DATA SECTION:
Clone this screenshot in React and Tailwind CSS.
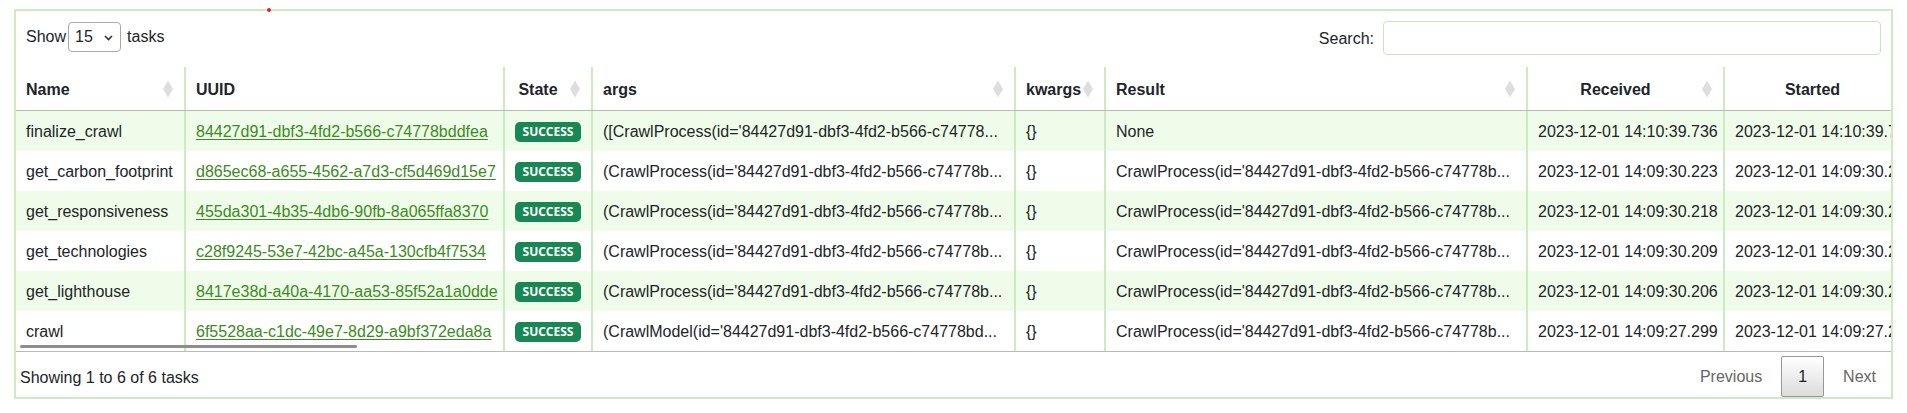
import React from "react";

const GRID = "grid grid-cols-[168px_319px_88px_423px_90px_422px_197px_197px] w-[1904px]";

const rows = [
  { name: "finalize_crawl", uuid: "84427d91-dbf3-4fd2-b566-c74778bddfea", args: "([CrawlProcess(id='84427d91-dbf3-4fd2-b566-c74778...", result: "None", received: "2023-12-01 14:10:39.736", started: "2023-12-01 14:10:39.741" },
  { name: "get_carbon_footprint", uuid: "d865ec68-a655-4562-a7d3-cf5d469d15e7", args: "(CrawlProcess(id='84427d91-dbf3-4fd2-b566-c74778b...", result: "CrawlProcess(id='84427d91-dbf3-4fd2-b566-c74778b...", received: "2023-12-01 14:09:30.223", started: "2023-12-01 14:09:30.226" },
  { name: "get_responsiveness", uuid: "455da301-4b35-4db6-90fb-8a065ffa8370", args: "(CrawlProcess(id='84427d91-dbf3-4fd2-b566-c74778b...", result: "CrawlProcess(id='84427d91-dbf3-4fd2-b566-c74778b...", received: "2023-12-01 14:09:30.218", started: "2023-12-01 14:09:30.221" },
  { name: "get_technologies", uuid: "c28f9245-53e7-42bc-a45a-130cfb4f7534", args: "(CrawlProcess(id='84427d91-dbf3-4fd2-b566-c74778b...", result: "CrawlProcess(id='84427d91-dbf3-4fd2-b566-c74778b...", received: "2023-12-01 14:09:30.209", started: "2023-12-01 14:09:30.209" },
  { name: "get_lighthouse", uuid: "8417e38d-a40a-4170-aa53-85f52a1a0dde", args: "(CrawlProcess(id='84427d91-dbf3-4fd2-b566-c74778b...", result: "CrawlProcess(id='84427d91-dbf3-4fd2-b566-c74778b...", received: "2023-12-01 14:09:30.206", started: "2023-12-01 14:09:30.208" },
  { name: "crawl", uuid: "6f5528aa-c1dc-49e7-8d29-a9bf372eda8a", args: "(CrawlModel(id='84427d91-dbf3-4fd2-b566-c74778bd...", result: "CrawlProcess(id='84427d91-dbf3-4fd2-b566-c74778b...", received: "2023-12-01 14:09:27.299", started: "2023-12-01 14:09:27.299" },
];

function SortIcon() {
  return (
    <svg className="absolute right-[11px] top-1/2 -translate-y-1/2" width="10" height="17" viewBox="0 0 10 17">
      <path d="M5 0L10 8.5L5 17L0 8.5Z" fill="#dedede" />
    </svg>
  );
}

function Th({ children, sort = true, center = false, first = false }) {
  return (
    <div className={"relative flex items-center h-[43px] pt-[2px] pl-[10px] font-bold whitespace-nowrap overflow-hidden " + (sort ? "pr-[30px] " : "pr-[10px] ") + (center ? "justify-center " : "") + (first ? "" : "border-l-2 border-[#cdeac1]")}>
      <span>{children}</span>
      {sort && <SortIcon />}
    </div>
  );
}

function Td({ children, first = false, center = false }) {
  return (
    <div className={"flex items-center h-[40px] pt-[2px] px-[10px] whitespace-nowrap overflow-hidden " + (center ? "justify-center " : "") + (first ? "" : "border-l-2 border-[#cdeac1]")}>
      {children}
    </div>
  );
}

export default function App() {
  return (
    <div className="relative w-full h-[413px] bg-white pt-[9px] px-[14px] text-[16px] text-[#212529] font-['Liberation_Sans',Arial,sans-serif]">
      <span className="absolute left-[267px] top-[8px] w-[4px] h-[4px] rounded-full bg-[#e8202a]" />
      <div className="border-2 border-[#cdeac1] h-[390px] overflow-hidden">
        <div className="flex justify-between items-start h-[56px] pt-[10px] px-[10px]">
          <div className="flex items-center h-[30px] pt-[1px]">
            <span>Show</span>
            <div className="relative ml-[2px] mr-[6px]">
              <select defaultValue="15" className="appearance-none w-[53px] h-[30px] pl-[6px] border border-[#a9a9a9] rounded-[4px] bg-white text-[16px] outline-none">
                <option>10</option>
                <option>15</option>
                <option>25</option>
                <option>50</option>
              </select>
              <svg className="absolute right-[8px] top-[13px] pointer-events-none" width="9" height="6" viewBox="0 0 9 6">
                <polyline points="1,1 4.5,4.5 8,1" fill="none" stroke="#333" strokeWidth="1.6" />
              </svg>
            </div>
            <span>tasks</span>
          </div>
          <label className="flex items-center gap-[9px]">
            <span className="pt-[1px]">Search:</span>
            <input type="search" className="w-[498px] h-[34px] border border-[#c9e6bd] rounded-[4px] px-2 outline-none" />
          </label>
        </div>

        <div className="relative overflow-hidden">
          <div className={GRID + " border-b border-[#b9b9b9]"}>
            <Th first>Name</Th>
            <Th sort={false}>UUID</Th>
            <Th center>State</Th>
            <Th>args</Th>
            <Th>kwargs</Th>
            <Th>Result</Th>
            <Th center>Received</Th>
            <Th center>Started</Th>
          </div>
          {rows.map((r, i) => (
            <div key={r.uuid} className={GRID + (i % 2 === 0 ? " bg-[#f0fcea]" : " bg-white")}>
              <Td first>{r.name}</Td>
              <Td>
                <a href="#" className="text-[#3b8b22] underline underline-offset-2">{r.uuid}</a>
              </Td>
              <Td center>
                <span className="inline-flex items-center justify-center w-[66px] h-[20px] rounded-[5px] bg-[#198754] text-white text-[12px] font-bold font-['Open_Sans',sans-serif]">SUCCESS</span>
              </Td>
              <Td>{r.args}</Td>
              <Td>{"{}"}</Td>
              <Td>{r.result}</Td>
              <Td>{r.received}</Td>
              <Td>{r.started}</Td>
            </div>
          ))}
          <div className="border-b border-[#b9b9b9]" />
          <span className="absolute left-[4px] bottom-[4px] w-[337px] h-[3px] rounded-full bg-[#8e8e8e]" />
        </div>

        <div className="flex justify-between items-center h-[45px] pt-[4px] pl-[4px]">
          <span className="pt-[2px]">Showing 1 to 6 of 6 tasks</span>
          <div className="flex items-center">
            <span className="flex items-center h-[41px] px-4 border border-transparent text-[#666]">Previous</span>
            <span className="flex items-center h-[41px] ml-[2px] px-4 border border-[#979797] rounded-[2px] bg-gradient-to-b from-white to-[#dcdcdc]">1</span>
            <span className="flex items-center h-[41px] ml-[2px] pl-4 pr-[14px] border border-transparent text-[#666]">Next</span>
          </div>
        </div>
      </div>
    </div>
  );
}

EXERCISE:
Quote the data exactly, leaving every image out of the copy.

TASK ANSWER:
Clone this screenshot in React and Tailwind CSS.
import React from "react";

const GRID = "grid grid-cols-[168px_319px_88px_423px_90px_422px_197px_197px] w-[1904px]";

const rows = [
  { name: "finalize_crawl", uuid: "84427d91-dbf3-4fd2-b566-c74778bddfea", args: "([CrawlProcess(id='84427d91-dbf3-4fd2-b566-c74778...", result: "None", received: "2023-12-01 14:10:39.736", started: "2023-12-01 14:10:39.741" },
  { name: "get_carbon_footprint", uuid: "d865ec68-a655-4562-a7d3-cf5d469d15e7", args: "(CrawlProcess(id='84427d91-dbf3-4fd2-b566-c74778b...", result: "CrawlProcess(id='84427d91-dbf3-4fd2-b566-c74778b...", received: "2023-12-01 14:09:30.223", started: "2023-12-01 14:09:30.226" },
  { name: "get_responsiveness", uuid: "455da301-4b35-4db6-90fb-8a065ffa8370", args: "(CrawlProcess(id='84427d91-dbf3-4fd2-b566-c74778b...", result: "CrawlProcess(id='84427d91-dbf3-4fd2-b566-c74778b...", received: "2023-12-01 14:09:30.218", started: "2023-12-01 14:09:30.221" },
  { name: "get_technologies", uuid: "c28f9245-53e7-42bc-a45a-130cfb4f7534", args: "(CrawlProcess(id='84427d91-dbf3-4fd2-b566-c74778b...", result: "CrawlProcess(id='84427d91-dbf3-4fd2-b566-c74778b...", received: "2023-12-01 14:09:30.209", started: "2023-12-01 14:09:30.209" },
  { name: "get_lighthouse", uuid: "8417e38d-a40a-4170-aa53-85f52a1a0dde", args: "(CrawlProcess(id='84427d91-dbf3-4fd2-b566-c74778b...", result: "CrawlProcess(id='84427d91-dbf3-4fd2-b566-c74778b...", received: "2023-12-01 14:09:30.206", started: "2023-12-01 14:09:30.208" },
  { name: "crawl", uuid: "6f5528aa-c1dc-49e7-8d29-a9bf372eda8a", args: "(CrawlModel(id='84427d91-dbf3-4fd2-b566-c74778bd...", result: "CrawlProcess(id='84427d91-dbf3-4fd2-b566-c74778b...", received: "2023-12-01 14:09:27.299", started: "2023-12-01 14:09:27.299" },
];

function SortIcon() {
  return (
    <svg className="absolute right-[11px] top-1/2 -translate-y-1/2" width="10" height="17" viewBox="0 0 10 17">
      <path d="M5 0L10 8.5L5 17L0 8.5Z" fill="#dedede" />
    </svg>
  );
}

function Th({ children, sort = true, center = false, first = false }) {
  return (
    <div className={"relative flex items-center h-[43px] pt-[2px] pl-[10px] font-bold whitespace-nowrap overflow-hidden " + (sort ? "pr-[30px] " : "pr-[10px] ") + (center ? "justify-center " : "") + (first ? "" : "border-l-2 border-[#cdeac1]")}>
      <span>{children}</span>
      {sort && <SortIcon />}
    </div>
  );
}

function Td({ children, first = false, center = false }) {
  return (
    <div className={"flex items-center h-[40px] pt-[2px] px-[10px] whitespace-nowrap overflow-hidden " + (center ? "justify-center " : "") + (first ? "" : "border-l-2 border-[#cdeac1]")}>
      {children}
    </div>
  );
}

export default function App() {
  return (
    <div className="relative w-full h-[413px] bg-white pt-[9px] px-[14px] text-[16px] text-[#212529] font-['Liberation_Sans',Arial,sans-serif]">
      <span className="absolute left-[267px] top-[8px] w-[4px] h-[4px] rounded-full bg-[#e8202a]" />
      <div className="border-2 border-[#cdeac1] h-[390px] overflow-hidden">
        <div className="flex justify-between items-start h-[56px] pt-[10px] px-[10px]">
          <div className="flex items-center h-[30px] pt-[1px]">
            <span>Show</span>
            <div className="relative ml-[2px] mr-[6px]">
              <select defaultValue="15" className="appearance-none w-[53px] h-[30px] pl-[6px] border border-[#a9a9a9] rounded-[4px] bg-white text-[16px] outline-none">
                <option>10</option>
                <option>15</option>
                <option>25</option>
                <option>50</option>
              </select>
              <svg className="absolute right-[8px] top-[13px] pointer-events-none" width="9" height="6" viewBox="0 0 9 6">
                <polyline points="1,1 4.5,4.5 8,1" fill="none" stroke="#333" strokeWidth="1.6" />
              </svg>
            </div>
            <span>tasks</span>
          </div>
          <label className="flex items-center gap-[9px]">
            <span className="pt-[1px]">Search:</span>
            <input type="search" className="w-[498px] h-[34px] border border-[#c9e6bd] rounded-[4px] px-2 outline-none" />
          </label>
        </div>

        <div className="relative overflow-hidden">
          <div className={GRID + " border-b border-[#b9b9b9]"}>
            <Th first>Name</Th>
            <Th sort={false}>UUID</Th>
            <Th center>State</Th>
            <Th>args</Th>
            <Th>kwargs</Th>
            <Th>Result</Th>
            <Th center>Received</Th>
            <Th center>Started</Th>
          </div>
          {rows.map((r, i) => (
            <div key={r.uuid} className={GRID + (i % 2 === 0 ? " bg-[#f0fcea]" : " bg-white")}>
              <Td first>{r.name}</Td>
              <Td>
                <a href="#" className="text-[#3b8b22] underline underline-offset-2">{r.uuid}</a>
              </Td>
              <Td center>
                <span className="inline-flex items-center justify-center w-[66px] h-[20px] rounded-[5px] bg-[#198754] text-white text-[12px] font-bold font-['Open_Sans',sans-serif]">SUCCESS</span>
              </Td>
              <Td>{r.args}</Td>
              <Td>{"{}"}</Td>
              <Td>{r.result}</Td>
              <Td>{r.received}</Td>
              <Td>{r.started}</Td>
            </div>
          ))}
          <div className="border-b border-[#b9b9b9]" />
          <span className="absolute left-[4px] bottom-[4px] w-[337px] h-[3px] rounded-full bg-[#8e8e8e]" />
        </div>

        <div className="flex justify-between items-center h-[45px] pt-[4px] pl-[4px]">
          <span className="pt-[2px]">Showing 1 to 6 of 6 tasks</span>
          <div className="flex items-center">
            <span className="flex items-center h-[41px] px-4 border border-transparent text-[#666]">Previous</span>
            <span className="flex items-center h-[41px] ml-[2px] px-4 border border-[#979797] rounded-[2px] bg-gradient-to-b from-white to-[#dcdcdc]">1</span>
            <span className="flex items-center h-[41px] ml-[2px] pl-4 pr-[14px] border border-transparent text-[#666]">Next</span>
          </div>
        </div>
      </div>
    </div>
  );
}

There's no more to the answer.